=== TASK DETAILS ===
The records below must be transcribed exactly. Do not include the pictures.

=== RECORD SET ===
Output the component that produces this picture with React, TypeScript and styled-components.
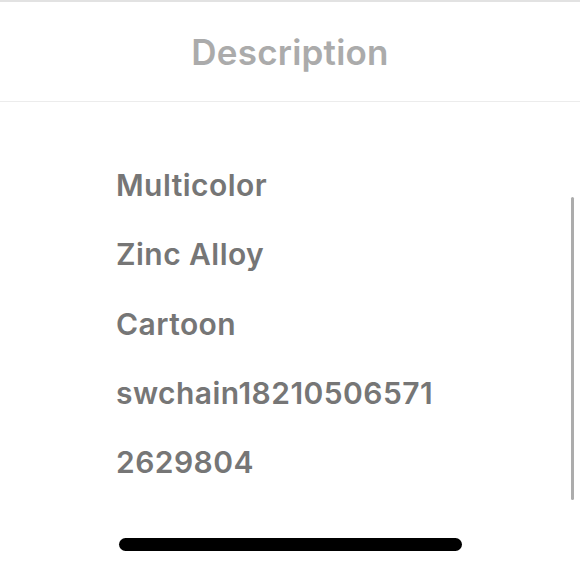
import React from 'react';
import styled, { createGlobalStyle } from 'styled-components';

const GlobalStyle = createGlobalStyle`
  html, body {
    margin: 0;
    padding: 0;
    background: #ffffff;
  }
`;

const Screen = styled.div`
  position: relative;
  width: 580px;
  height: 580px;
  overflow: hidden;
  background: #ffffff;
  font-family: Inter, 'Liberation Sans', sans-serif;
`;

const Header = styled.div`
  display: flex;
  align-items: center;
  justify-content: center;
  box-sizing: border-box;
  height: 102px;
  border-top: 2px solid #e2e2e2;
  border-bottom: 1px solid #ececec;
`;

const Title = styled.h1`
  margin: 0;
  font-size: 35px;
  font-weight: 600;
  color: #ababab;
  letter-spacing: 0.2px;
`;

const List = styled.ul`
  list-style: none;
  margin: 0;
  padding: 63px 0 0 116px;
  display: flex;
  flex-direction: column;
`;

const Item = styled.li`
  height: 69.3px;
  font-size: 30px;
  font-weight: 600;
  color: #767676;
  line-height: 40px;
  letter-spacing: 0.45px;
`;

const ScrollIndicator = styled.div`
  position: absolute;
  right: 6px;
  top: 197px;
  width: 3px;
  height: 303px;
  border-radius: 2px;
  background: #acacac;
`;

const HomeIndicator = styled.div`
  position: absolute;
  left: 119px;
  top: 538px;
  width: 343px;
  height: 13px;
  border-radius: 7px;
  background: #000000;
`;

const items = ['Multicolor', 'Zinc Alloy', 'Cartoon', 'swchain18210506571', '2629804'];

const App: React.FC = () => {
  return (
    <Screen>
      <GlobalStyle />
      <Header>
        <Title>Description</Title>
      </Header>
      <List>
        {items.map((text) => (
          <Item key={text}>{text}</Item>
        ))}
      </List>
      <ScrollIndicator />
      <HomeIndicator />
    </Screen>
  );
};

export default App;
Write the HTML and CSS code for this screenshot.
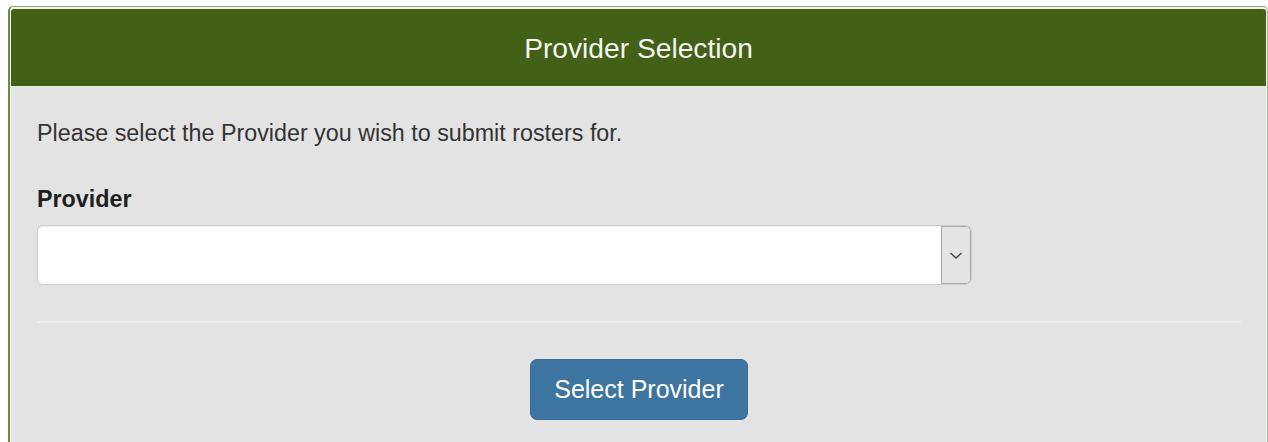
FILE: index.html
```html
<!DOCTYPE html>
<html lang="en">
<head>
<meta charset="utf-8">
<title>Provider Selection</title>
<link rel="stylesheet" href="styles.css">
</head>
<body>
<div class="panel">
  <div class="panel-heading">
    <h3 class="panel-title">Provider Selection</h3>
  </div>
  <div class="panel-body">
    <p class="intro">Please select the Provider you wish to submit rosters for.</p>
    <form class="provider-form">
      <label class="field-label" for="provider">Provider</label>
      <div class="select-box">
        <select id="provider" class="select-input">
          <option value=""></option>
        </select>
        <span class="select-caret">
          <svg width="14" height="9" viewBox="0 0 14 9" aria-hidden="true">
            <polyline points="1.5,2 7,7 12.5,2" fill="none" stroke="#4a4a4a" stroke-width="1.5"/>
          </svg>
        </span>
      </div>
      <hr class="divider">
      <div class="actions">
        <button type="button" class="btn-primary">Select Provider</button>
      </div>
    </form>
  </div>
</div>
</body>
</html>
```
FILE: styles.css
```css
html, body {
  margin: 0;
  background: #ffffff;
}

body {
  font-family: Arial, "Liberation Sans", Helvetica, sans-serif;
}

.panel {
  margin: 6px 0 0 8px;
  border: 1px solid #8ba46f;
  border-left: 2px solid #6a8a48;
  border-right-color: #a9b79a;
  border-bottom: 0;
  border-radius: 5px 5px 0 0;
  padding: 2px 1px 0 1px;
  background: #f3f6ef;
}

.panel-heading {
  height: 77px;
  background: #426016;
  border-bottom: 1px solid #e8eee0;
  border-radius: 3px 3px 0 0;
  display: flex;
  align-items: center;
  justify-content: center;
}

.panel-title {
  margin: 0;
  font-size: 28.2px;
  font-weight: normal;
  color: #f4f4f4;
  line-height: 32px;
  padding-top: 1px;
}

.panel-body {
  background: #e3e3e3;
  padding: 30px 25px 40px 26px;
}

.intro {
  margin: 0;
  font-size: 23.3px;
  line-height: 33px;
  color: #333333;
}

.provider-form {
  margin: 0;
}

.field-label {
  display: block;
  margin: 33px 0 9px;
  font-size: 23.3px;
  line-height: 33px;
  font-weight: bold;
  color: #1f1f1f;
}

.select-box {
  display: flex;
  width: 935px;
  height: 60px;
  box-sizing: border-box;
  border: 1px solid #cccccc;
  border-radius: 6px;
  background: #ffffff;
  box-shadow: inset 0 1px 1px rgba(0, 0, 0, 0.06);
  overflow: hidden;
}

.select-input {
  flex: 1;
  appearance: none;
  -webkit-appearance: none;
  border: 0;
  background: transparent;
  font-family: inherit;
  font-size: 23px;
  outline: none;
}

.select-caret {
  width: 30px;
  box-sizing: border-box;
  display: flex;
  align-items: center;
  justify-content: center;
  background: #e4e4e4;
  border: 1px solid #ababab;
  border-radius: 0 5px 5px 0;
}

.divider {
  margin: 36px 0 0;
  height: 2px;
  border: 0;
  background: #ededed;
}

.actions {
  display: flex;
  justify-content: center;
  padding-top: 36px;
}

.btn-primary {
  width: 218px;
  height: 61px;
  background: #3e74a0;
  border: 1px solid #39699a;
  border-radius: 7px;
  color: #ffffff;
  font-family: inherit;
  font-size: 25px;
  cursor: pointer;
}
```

=== SOLUTION TO THE PROBLEM ===
Output the component that produces this picture with React, TypeScript and styled-components.
import React from 'react';
import styled, { createGlobalStyle } from 'styled-components';

const GlobalStyle = createGlobalStyle`
  html, body {
    margin: 0;
    padding: 0;
    background: #ffffff;
  }
`;

const Screen = styled.div`
  position: relative;
  width: 580px;
  height: 580px;
  overflow: hidden;
  background: #ffffff;
  font-family: Inter, 'Liberation Sans', sans-serif;
`;

const Header = styled.div`
  display: flex;
  align-items: center;
  justify-content: center;
  box-sizing: border-box;
  height: 102px;
  border-top: 2px solid #e2e2e2;
  border-bottom: 1px solid #ececec;
`;

const Title = styled.h1`
  margin: 0;
  font-size: 35px;
  font-weight: 600;
  color: #ababab;
  letter-spacing: 0.2px;
`;

const List = styled.ul`
  list-style: none;
  margin: 0;
  padding: 63px 0 0 116px;
  display: flex;
  flex-direction: column;
`;

const Item = styled.li`
  height: 69.3px;
  font-size: 30px;
  font-weight: 600;
  color: #767676;
  line-height: 40px;
  letter-spacing: 0.45px;
`;

const ScrollIndicator = styled.div`
  position: absolute;
  right: 6px;
  top: 197px;
  width: 3px;
  height: 303px;
  border-radius: 2px;
  background: #acacac;
`;

const HomeIndicator = styled.div`
  position: absolute;
  left: 119px;
  top: 538px;
  width: 343px;
  height: 13px;
  border-radius: 7px;
  background: #000000;
`;

const items = ['Multicolor', 'Zinc Alloy', 'Cartoon', 'swchain18210506571', '2629804'];

const App: React.FC = () => {
  return (
    <Screen>
      <GlobalStyle />
      <Header>
        <Title>Description</Title>
      </Header>
      <List>
        {items.map((text) => (
          <Item key={text}>{text}</Item>
        ))}
      </List>
      <ScrollIndicator />
      <HomeIndicator />
    </Screen>
  );
};

export default App;
Write the HTML and CSS code for this screenshot.
FILE: index.html
```html
<!DOCTYPE html>
<html lang="en">
<head>
<meta charset="utf-8">
<title>Provider Selection</title>
<link rel="stylesheet" href="styles.css">
</head>
<body>
<div class="panel">
  <div class="panel-heading">
    <h3 class="panel-title">Provider Selection</h3>
  </div>
  <div class="panel-body">
    <p class="intro">Please select the Provider you wish to submit rosters for.</p>
    <form class="provider-form">
      <label class="field-label" for="provider">Provider</label>
      <div class="select-box">
        <select id="provider" class="select-input">
          <option value=""></option>
        </select>
        <span class="select-caret">
          <svg width="14" height="9" viewBox="0 0 14 9" aria-hidden="true">
            <polyline points="1.5,2 7,7 12.5,2" fill="none" stroke="#4a4a4a" stroke-width="1.5"/>
          </svg>
        </span>
      </div>
      <hr class="divider">
      <div class="actions">
        <button type="button" class="btn-primary">Select Provider</button>
      </div>
    </form>
  </div>
</div>
</body>
</html>
```
FILE: styles.css
```css
html, body {
  margin: 0;
  background: #ffffff;
}

body {
  font-family: Arial, "Liberation Sans", Helvetica, sans-serif;
}

.panel {
  margin: 6px 0 0 8px;
  border: 1px solid #8ba46f;
  border-left: 2px solid #6a8a48;
  border-right-color: #a9b79a;
  border-bottom: 0;
  border-radius: 5px 5px 0 0;
  padding: 2px 1px 0 1px;
  background: #f3f6ef;
}

.panel-heading {
  height: 77px;
  background: #426016;
  border-bottom: 1px solid #e8eee0;
  border-radius: 3px 3px 0 0;
  display: flex;
  align-items: center;
  justify-content: center;
}

.panel-title {
  margin: 0;
  font-size: 28.2px;
  font-weight: normal;
  color: #f4f4f4;
  line-height: 32px;
  padding-top: 1px;
}

.panel-body {
  background: #e3e3e3;
  padding: 30px 25px 40px 26px;
}

.intro {
  margin: 0;
  font-size: 23.3px;
  line-height: 33px;
  color: #333333;
}

.provider-form {
  margin: 0;
}

.field-label {
  display: block;
  margin: 33px 0 9px;
  font-size: 23.3px;
  line-height: 33px;
  font-weight: bold;
  color: #1f1f1f;
}

.select-box {
  display: flex;
  width: 935px;
  height: 60px;
  box-sizing: border-box;
  border: 1px solid #cccccc;
  border-radius: 6px;
  background: #ffffff;
  box-shadow: inset 0 1px 1px rgba(0, 0, 0, 0.06);
  overflow: hidden;
}

.select-input {
  flex: 1;
  appearance: none;
  -webkit-appearance: none;
  border: 0;
  background: transparent;
  font-family: inherit;
  font-size: 23px;
  outline: none;
}

.select-caret {
  width: 30px;
  box-sizing: border-box;
  display: flex;
  align-items: center;
  justify-content: center;
  background: #e4e4e4;
  border: 1px solid #ababab;
  border-radius: 0 5px 5px 0;
}

.divider {
  margin: 36px 0 0;
  height: 2px;
  border: 0;
  background: #ededed;
}

.actions {
  display: flex;
  justify-content: center;
  padding-top: 36px;
}

.btn-primary {
  width: 218px;
  height: 61px;
  background: #3e74a0;
  border: 1px solid #39699a;
  border-radius: 7px;
  color: #ffffff;
  font-family: inherit;
  font-size: 25px;
  cursor: pointer;
}
```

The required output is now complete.